_GOAL_. Give the number of lines in the records below that include "page", and nothing more.

_WORKING DATA_.
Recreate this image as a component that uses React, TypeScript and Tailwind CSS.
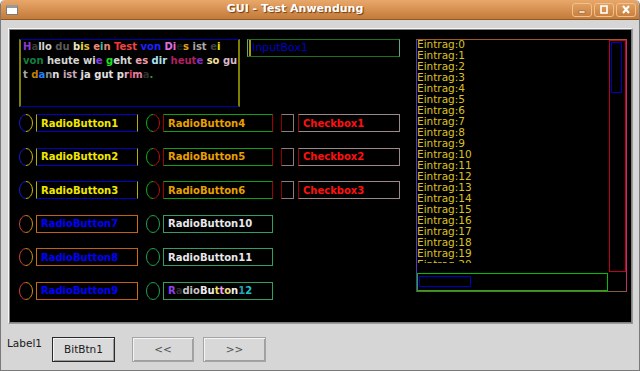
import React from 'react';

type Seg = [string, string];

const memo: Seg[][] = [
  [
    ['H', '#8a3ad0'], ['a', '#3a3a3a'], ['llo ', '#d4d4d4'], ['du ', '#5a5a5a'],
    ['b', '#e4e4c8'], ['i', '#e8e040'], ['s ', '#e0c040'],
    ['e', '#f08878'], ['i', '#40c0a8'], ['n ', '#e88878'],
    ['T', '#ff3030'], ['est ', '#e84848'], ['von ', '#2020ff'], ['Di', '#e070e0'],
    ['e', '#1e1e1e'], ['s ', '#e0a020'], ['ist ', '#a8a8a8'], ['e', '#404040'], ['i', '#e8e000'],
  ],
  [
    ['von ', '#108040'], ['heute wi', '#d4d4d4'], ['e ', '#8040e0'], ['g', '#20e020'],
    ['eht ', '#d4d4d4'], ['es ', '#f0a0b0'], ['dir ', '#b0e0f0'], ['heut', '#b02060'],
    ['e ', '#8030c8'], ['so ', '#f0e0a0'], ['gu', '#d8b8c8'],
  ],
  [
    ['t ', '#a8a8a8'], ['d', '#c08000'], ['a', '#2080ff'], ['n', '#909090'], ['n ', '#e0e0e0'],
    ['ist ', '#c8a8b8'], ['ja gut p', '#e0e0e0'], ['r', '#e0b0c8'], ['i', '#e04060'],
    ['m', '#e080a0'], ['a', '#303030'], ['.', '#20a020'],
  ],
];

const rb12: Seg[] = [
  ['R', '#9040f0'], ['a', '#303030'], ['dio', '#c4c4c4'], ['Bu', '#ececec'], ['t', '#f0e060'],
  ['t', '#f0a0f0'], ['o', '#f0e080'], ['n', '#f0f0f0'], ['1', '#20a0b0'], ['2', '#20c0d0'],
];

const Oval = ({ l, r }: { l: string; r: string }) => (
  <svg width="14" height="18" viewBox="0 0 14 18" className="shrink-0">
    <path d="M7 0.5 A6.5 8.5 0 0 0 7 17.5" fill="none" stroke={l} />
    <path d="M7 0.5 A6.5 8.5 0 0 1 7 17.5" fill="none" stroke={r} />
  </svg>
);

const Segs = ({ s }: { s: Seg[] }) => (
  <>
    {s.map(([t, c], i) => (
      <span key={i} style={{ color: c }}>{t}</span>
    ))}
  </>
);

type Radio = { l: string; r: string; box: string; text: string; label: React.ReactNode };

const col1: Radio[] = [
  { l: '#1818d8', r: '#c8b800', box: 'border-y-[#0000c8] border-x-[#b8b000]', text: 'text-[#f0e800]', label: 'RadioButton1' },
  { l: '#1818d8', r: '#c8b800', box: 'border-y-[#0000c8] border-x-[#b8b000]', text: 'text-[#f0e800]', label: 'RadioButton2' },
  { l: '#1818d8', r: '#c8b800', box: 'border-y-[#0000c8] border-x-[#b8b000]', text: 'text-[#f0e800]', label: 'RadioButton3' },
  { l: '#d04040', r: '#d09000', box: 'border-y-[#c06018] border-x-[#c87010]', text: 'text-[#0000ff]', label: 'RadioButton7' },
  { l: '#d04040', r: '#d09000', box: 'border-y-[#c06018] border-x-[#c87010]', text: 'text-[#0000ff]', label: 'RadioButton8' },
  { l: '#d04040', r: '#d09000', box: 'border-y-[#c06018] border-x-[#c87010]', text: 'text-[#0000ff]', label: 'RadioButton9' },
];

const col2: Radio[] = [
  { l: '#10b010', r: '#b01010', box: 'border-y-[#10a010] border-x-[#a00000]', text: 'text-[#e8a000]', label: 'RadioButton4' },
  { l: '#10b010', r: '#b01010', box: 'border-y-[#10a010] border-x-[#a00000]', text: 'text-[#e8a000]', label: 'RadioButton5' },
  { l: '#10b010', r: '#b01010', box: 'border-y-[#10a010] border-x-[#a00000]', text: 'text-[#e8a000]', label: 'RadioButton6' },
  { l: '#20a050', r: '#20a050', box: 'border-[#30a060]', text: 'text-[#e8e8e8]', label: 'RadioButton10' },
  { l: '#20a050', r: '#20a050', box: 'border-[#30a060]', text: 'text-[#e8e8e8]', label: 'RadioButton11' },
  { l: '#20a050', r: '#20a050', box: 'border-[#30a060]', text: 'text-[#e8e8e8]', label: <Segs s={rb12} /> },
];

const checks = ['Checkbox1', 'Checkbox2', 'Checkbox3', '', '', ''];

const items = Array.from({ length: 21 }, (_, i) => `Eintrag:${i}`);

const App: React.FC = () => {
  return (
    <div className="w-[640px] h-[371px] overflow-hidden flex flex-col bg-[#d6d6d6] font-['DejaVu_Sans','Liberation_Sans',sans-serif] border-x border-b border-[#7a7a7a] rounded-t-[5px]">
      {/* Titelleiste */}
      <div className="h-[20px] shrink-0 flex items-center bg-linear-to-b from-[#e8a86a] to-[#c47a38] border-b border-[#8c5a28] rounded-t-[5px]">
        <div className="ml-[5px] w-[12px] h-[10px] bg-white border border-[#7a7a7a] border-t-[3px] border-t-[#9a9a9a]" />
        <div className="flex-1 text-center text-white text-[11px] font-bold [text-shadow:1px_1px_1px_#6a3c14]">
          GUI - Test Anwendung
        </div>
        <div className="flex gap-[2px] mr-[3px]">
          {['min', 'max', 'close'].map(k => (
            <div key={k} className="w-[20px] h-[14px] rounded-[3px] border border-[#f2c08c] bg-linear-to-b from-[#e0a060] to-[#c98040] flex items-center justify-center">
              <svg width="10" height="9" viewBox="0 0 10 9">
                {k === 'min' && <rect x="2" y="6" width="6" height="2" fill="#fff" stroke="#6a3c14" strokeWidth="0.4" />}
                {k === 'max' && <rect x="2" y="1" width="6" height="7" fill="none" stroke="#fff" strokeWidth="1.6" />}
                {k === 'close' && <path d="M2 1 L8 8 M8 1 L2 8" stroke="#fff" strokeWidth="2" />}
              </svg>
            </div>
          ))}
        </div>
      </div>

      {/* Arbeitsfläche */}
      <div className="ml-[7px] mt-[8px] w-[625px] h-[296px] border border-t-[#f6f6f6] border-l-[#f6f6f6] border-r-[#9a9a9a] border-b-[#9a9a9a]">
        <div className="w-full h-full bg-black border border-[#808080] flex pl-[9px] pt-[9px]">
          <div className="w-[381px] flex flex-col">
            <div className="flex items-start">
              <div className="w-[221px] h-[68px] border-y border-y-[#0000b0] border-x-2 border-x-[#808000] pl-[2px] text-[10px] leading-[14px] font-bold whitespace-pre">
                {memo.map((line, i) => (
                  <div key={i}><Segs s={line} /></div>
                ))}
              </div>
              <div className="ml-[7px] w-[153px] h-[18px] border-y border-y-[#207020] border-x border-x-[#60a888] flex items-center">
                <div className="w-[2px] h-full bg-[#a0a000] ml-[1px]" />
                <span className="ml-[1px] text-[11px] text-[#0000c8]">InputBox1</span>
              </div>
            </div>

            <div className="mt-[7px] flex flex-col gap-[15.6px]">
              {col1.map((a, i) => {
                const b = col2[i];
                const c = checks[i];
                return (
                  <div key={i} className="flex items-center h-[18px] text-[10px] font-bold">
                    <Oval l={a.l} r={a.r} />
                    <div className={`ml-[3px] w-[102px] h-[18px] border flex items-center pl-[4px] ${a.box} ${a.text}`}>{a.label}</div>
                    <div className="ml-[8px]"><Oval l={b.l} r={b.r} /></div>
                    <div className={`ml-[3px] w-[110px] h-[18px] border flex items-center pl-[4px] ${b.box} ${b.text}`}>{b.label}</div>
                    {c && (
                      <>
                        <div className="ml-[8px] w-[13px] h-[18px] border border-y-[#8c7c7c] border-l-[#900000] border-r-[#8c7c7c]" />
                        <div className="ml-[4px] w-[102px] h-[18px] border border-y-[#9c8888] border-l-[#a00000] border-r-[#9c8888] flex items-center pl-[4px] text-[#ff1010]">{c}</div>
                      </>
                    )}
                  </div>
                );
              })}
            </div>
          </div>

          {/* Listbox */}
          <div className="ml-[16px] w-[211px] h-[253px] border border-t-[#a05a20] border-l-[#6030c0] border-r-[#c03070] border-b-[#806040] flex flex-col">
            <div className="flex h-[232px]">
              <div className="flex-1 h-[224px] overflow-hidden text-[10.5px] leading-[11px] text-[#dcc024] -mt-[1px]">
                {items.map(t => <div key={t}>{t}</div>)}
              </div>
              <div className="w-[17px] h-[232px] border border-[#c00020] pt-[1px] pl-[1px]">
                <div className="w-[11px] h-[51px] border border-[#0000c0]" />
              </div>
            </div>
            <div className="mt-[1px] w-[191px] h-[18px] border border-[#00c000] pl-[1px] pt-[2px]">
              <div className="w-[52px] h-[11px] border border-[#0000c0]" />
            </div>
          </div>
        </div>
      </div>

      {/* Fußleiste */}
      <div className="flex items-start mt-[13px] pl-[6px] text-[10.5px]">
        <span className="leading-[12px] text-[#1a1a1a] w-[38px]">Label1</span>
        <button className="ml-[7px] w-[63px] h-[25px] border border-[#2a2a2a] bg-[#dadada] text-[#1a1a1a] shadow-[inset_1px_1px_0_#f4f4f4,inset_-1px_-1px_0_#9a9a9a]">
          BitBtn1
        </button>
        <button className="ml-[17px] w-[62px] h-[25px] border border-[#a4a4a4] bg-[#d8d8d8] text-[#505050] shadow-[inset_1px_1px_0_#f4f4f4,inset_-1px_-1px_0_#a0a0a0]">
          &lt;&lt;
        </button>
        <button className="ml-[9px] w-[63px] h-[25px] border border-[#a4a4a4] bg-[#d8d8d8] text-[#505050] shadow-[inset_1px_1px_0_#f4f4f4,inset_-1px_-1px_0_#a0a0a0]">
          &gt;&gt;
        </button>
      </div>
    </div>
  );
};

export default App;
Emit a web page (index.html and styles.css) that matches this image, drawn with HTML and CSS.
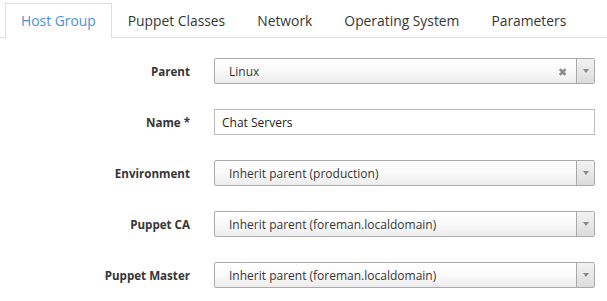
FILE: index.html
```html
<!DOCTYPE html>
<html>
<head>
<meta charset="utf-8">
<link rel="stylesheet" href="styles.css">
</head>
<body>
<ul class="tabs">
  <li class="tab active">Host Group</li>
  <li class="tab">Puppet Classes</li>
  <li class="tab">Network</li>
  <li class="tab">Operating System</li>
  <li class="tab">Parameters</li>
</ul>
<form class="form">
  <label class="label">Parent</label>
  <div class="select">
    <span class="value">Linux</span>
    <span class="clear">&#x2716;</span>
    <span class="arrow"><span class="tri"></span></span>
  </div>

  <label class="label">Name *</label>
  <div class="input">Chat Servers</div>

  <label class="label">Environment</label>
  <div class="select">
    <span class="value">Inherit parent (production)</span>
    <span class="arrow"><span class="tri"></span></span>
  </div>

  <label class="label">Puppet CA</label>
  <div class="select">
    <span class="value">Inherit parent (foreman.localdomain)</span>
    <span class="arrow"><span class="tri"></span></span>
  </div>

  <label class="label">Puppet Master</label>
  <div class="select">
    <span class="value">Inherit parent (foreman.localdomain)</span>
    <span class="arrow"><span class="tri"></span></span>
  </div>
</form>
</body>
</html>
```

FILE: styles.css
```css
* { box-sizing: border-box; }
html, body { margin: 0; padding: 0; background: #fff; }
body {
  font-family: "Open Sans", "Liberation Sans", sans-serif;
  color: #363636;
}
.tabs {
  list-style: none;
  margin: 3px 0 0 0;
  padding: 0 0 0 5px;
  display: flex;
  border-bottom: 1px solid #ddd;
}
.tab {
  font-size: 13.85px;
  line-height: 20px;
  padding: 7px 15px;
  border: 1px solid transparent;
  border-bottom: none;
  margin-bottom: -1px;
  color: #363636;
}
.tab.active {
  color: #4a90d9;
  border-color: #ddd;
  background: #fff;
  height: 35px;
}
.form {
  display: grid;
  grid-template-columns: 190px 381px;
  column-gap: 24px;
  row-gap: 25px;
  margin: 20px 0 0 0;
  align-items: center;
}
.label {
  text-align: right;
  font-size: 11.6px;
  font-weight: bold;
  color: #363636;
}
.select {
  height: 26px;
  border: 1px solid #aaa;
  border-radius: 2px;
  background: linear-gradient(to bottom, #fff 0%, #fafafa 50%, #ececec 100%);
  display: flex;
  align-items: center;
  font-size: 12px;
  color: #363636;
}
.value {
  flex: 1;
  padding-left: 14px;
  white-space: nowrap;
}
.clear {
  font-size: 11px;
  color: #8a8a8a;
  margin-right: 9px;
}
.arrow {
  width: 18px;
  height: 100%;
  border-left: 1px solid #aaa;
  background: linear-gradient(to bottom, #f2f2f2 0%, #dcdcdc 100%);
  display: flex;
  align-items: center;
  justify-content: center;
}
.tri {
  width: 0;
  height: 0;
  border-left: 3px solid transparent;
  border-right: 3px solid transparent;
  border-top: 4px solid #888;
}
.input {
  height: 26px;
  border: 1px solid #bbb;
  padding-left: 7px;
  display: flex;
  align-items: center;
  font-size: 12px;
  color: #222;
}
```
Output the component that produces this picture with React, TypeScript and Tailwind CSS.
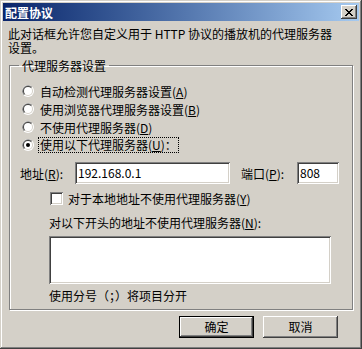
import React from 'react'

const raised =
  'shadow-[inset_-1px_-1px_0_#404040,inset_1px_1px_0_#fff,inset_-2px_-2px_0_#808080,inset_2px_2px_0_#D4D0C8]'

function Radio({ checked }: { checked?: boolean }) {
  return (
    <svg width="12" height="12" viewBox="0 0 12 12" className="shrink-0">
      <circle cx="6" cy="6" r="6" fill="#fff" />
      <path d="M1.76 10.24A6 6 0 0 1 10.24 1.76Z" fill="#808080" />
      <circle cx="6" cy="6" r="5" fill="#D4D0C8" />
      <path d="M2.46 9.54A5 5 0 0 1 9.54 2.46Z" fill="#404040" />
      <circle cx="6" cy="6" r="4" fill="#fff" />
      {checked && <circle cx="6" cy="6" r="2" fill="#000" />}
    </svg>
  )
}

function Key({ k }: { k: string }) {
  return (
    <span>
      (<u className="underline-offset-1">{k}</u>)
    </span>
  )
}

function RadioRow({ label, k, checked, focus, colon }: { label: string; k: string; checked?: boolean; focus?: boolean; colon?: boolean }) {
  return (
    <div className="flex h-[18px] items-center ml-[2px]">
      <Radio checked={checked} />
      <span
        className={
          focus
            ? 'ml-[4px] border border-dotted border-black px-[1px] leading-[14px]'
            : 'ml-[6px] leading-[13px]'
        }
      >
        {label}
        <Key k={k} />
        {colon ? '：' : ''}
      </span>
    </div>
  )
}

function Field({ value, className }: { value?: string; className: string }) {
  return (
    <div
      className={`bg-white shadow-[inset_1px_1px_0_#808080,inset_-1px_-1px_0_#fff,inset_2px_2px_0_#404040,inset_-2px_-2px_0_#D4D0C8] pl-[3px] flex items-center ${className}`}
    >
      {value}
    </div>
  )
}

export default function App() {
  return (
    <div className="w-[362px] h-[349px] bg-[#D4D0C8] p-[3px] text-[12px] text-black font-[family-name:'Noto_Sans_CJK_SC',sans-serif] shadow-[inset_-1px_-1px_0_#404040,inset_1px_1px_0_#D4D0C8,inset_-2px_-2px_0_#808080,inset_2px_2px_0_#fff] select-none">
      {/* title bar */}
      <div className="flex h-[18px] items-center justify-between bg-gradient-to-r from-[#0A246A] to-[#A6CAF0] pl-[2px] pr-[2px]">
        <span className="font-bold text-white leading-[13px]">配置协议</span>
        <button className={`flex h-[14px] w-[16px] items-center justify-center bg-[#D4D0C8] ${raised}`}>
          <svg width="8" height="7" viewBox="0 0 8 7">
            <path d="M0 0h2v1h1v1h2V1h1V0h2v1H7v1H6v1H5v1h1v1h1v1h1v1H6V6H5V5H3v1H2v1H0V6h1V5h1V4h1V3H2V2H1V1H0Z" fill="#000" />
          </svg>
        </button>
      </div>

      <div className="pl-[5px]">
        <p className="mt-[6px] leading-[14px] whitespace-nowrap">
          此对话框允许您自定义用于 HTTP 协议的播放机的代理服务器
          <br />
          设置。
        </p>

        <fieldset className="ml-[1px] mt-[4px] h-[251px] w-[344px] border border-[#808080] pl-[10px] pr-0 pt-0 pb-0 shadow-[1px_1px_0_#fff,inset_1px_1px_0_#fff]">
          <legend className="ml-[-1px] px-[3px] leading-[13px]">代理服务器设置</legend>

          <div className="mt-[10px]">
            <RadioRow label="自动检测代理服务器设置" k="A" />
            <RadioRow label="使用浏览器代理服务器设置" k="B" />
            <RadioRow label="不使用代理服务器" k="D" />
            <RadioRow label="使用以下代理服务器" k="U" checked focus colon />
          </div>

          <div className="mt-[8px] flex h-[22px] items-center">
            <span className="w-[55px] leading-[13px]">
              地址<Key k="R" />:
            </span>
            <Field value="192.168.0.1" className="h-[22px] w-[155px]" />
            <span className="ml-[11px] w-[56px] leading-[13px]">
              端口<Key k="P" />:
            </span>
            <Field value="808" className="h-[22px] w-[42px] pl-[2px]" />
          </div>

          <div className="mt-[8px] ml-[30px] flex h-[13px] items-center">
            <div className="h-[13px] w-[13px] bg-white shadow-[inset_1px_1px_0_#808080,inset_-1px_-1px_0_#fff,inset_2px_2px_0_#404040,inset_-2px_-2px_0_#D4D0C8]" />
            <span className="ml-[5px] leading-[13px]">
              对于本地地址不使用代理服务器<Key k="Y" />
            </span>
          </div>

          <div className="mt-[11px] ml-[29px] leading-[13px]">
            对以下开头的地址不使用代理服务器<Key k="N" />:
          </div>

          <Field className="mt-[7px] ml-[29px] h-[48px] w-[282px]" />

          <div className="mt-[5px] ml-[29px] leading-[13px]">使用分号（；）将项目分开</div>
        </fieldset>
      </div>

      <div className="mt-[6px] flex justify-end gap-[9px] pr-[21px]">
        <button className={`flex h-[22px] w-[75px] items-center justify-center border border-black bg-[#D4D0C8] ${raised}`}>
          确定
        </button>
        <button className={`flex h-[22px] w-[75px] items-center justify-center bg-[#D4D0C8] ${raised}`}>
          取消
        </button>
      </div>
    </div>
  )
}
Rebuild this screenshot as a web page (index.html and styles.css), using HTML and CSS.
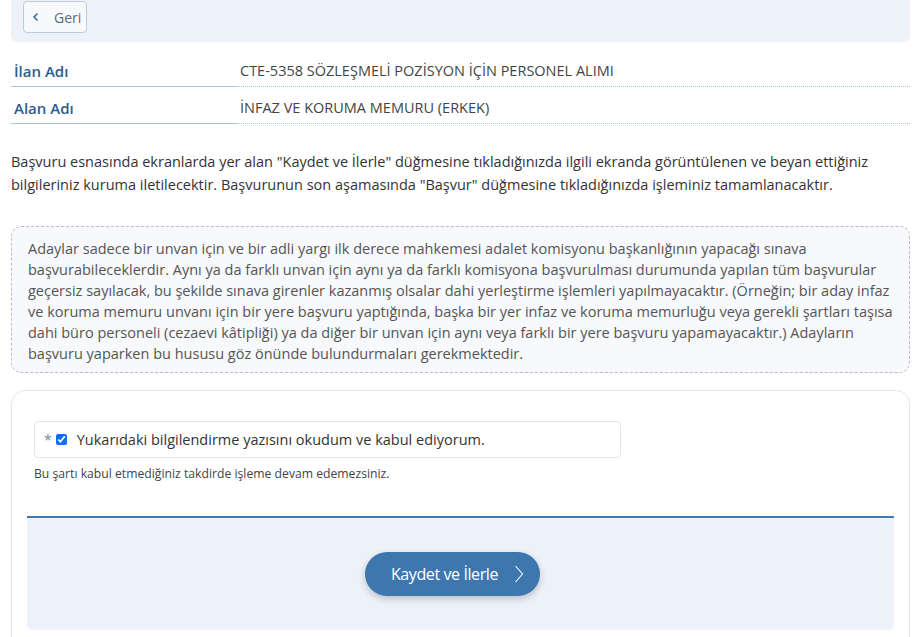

_RESPONSE TO THIS TASK_. 2